I’m about to start some diy on the house this next year and I’m looking for a way to cut down on dust and mess.

Last summer I did a bit of work in the garden and we were coming across sawdust for months.

I don’t have space for a permanent solution, so I was thinking about a tent that can be popped up when I want to work.

Something like the following at decathlon...
Product number 8373958

It has sewn in ground sheet. I was thinking I could pop this up, stick some rubber matting down inside and I have a temporary solution to keeping dust contained when making mitre saw cuts, track saw and routing etc. I’d be running an extractor in there as well.

Just wondering if anyone’s done this?


----------



## sammy.se (31 Dec 2019)

FYI. There's another thread in here about a popup tent for spraying. Not sure if that would also work for you. 

Sent from my SM-G973F using Tapatalk


----------



## Sideways (31 Dec 2019)

In one of the later series of "Life Below Zero" on TV, a guy called Andy has a yurt as a workshop. It's a whole lot bigger than my [/u ]shed


----------



## topchippytom (31 Dec 2019)

Sideways":2cdn6106 said:


> In one of the later series of "Life Below Zero" on TV, a guy called Andy has a yurt as a workshop. It's a whole lot bigger than my [/u ]shed


A yurt will cost 2 grand so a bit to much to catch some dust


----------



## W666 (2 Jan 2020)

Just considered a decent vac to connect to your tools?


----------



## RichardG (2 Jan 2020)

I would recommend these as a semi temporary working space. I’ve seen these left up for 10 years and still in good order. Depending on security you could leave the tools setup over the summer and pack everything down in the winter. They also now do a motorcycle sized version.

Clarke Garage


----------



## shorn (4 Jan 2020)

Thanks for the replies and apologies for the delay in responding (ended up with a short hospital visit to whip out my gall bladder! )

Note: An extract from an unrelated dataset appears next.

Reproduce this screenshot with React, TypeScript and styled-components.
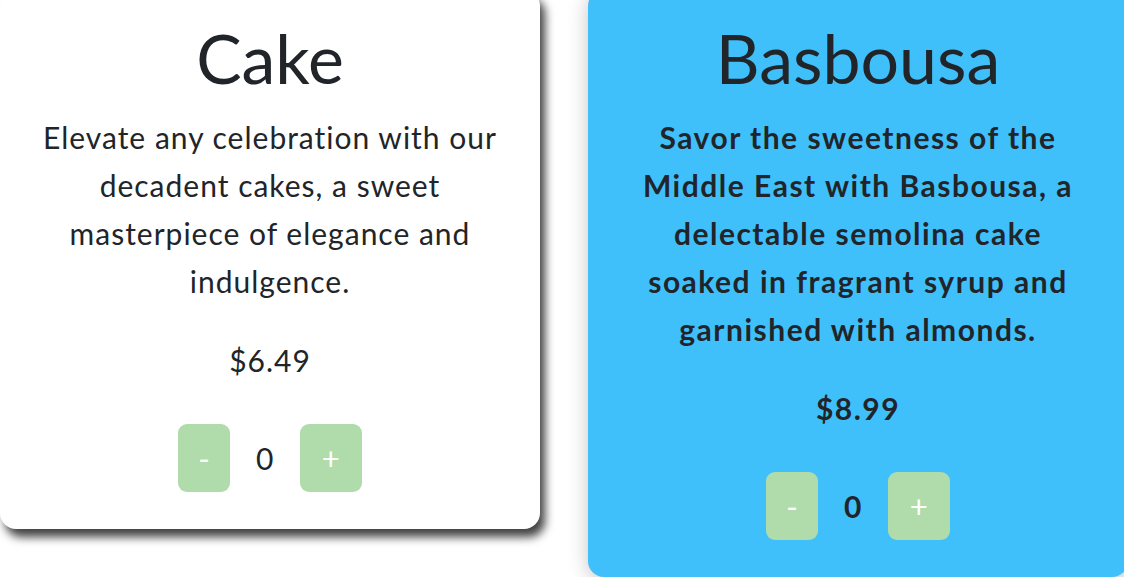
import React, { useState } from "react";
import styled, { createGlobalStyle, css } from "styled-components";

const GlobalStyle = createGlobalStyle`
  html, body {
    margin: 0;
    padding: 0;
    background: #ffffff;
    overflow: hidden;
  }
  body {
    font-family: Lato, "Noto Sans", "Open Sans", sans-serif;
    color: #212529;
  }
`;

const Row = styled.div`
  display: flex;
  align-items: flex-start;
  gap: 48px;
  margin-top: -10px;
`;

const Card = styled.div<{ $active?: boolean }>`
  flex: 0 0 540px;
  box-sizing: border-box;
  padding: 27px 36px 37px;
  border-radius: 16px;
  text-align: center;
  background: #ffffff;
  letter-spacing: 1px;
  box-shadow: 5px 8px 10px rgba(0, 0, 0, 0.75);
  ${(p) =>
    p.$active &&
    css`
      background: #40c0fb;
      box-shadow: 2px 3px 22px rgba(0, 0, 0, 0.28);
      font-weight: 700;
      letter-spacing: 1.5px;
    `}
`;

const Title = styled.h2`
  margin: 0;
  font-size: 68px;
  line-height: 82px;
  font-weight: 400;
  letter-spacing: 0;
`;

const Desc = styled.p`
  margin: 14px 0 0;
  font-size: 30px;
  line-height: 48px;
`;

const Price = styled.p`
  margin: 31px 0 0;
  font-size: 30px;
  line-height: 48px;
`;

const Controls = styled.div`
  margin-top: 40px;
  display: flex;
  justify-content: center;
  align-items: center;
  letter-spacing: 0;
`;

const QtyButton = styled.button<{ $pad: number }>`
  border: none;
  border-radius: 9px;
  background: #b0dbab;
  color: #ffffff;
  font-family: inherit;
  font-size: 31px;
  line-height: 36px;
  height: 68px;
  padding: 0 ${(p) => p.$pad}px;
  font-weight: 400;
  cursor: pointer;
`;

const Count = styled.span<{ $width: number }>`
  display: inline-block;
  width: ${(p) => p.$width}px;
  font-size: 30px;
  line-height: 48px;
  text-align: center;
`;

type Item = { name: string; desc: string; price: string; active?: boolean };

const items: Item[] = [
  {
    name: "Cake",
    desc: "Elevate any celebration with our decadent cakes, a sweet masterpiece of elegance and indulgence.",
    price: "$6.49",
  },
  {
    name: "Basbousa",
    desc: "Savor the sweetness of the Middle East with Basbousa, a delectable semolina cake soaked in fragrant syrup and garnished with almonds.",
    price: "$8.99",
    active: true,
  },
];

function ProductCard({ item }: { item: Item }) {
  const [qty, setQty] = useState(0);
  return (
    <Card $active={item.active}>
      <Title>{item.name}</Title>
      <Desc>{item.desc}</Desc>
      <Price>{item.price}</Price>
      <Controls>
        <QtyButton $pad={20} onClick={() => setQty((q) => Math.max(0, q - 1))}>-</QtyButton>
        <Count $width={70}>{qty}</Count>
        <QtyButton $pad={22} onClick={() => setQty((q) => q + 1)}>+</QtyButton>
      </Controls>
    </Card>
  );
}

export default function App() {
  return (
    <>
      <GlobalStyle />
      <Row>
        {items.map((it) => (
          <ProductCard key={it.name} item={it} />
        ))}
      </Row>
    </>
  );
}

The Clarke one looks good, but I’m thing much less permanent than that. I also like the idea of the sewn in groundsheet meaning there’s minimal chance to dust spreading.

I’m going to invest in a decent vac. I’m looking at the Festool CTL midi. I have the TS55 and I’m looking at a Festool router as these will cover most of my work.


----------



## Mark230 (5 Jan 2020)

I've used a pop up from decathlon before... it's not ideal but it does work as a temp solution, my ground sheet is a velcro in. I've also got a 3x3m gazebo that I put up for larger work, just put it on a tarp and all is good.


----------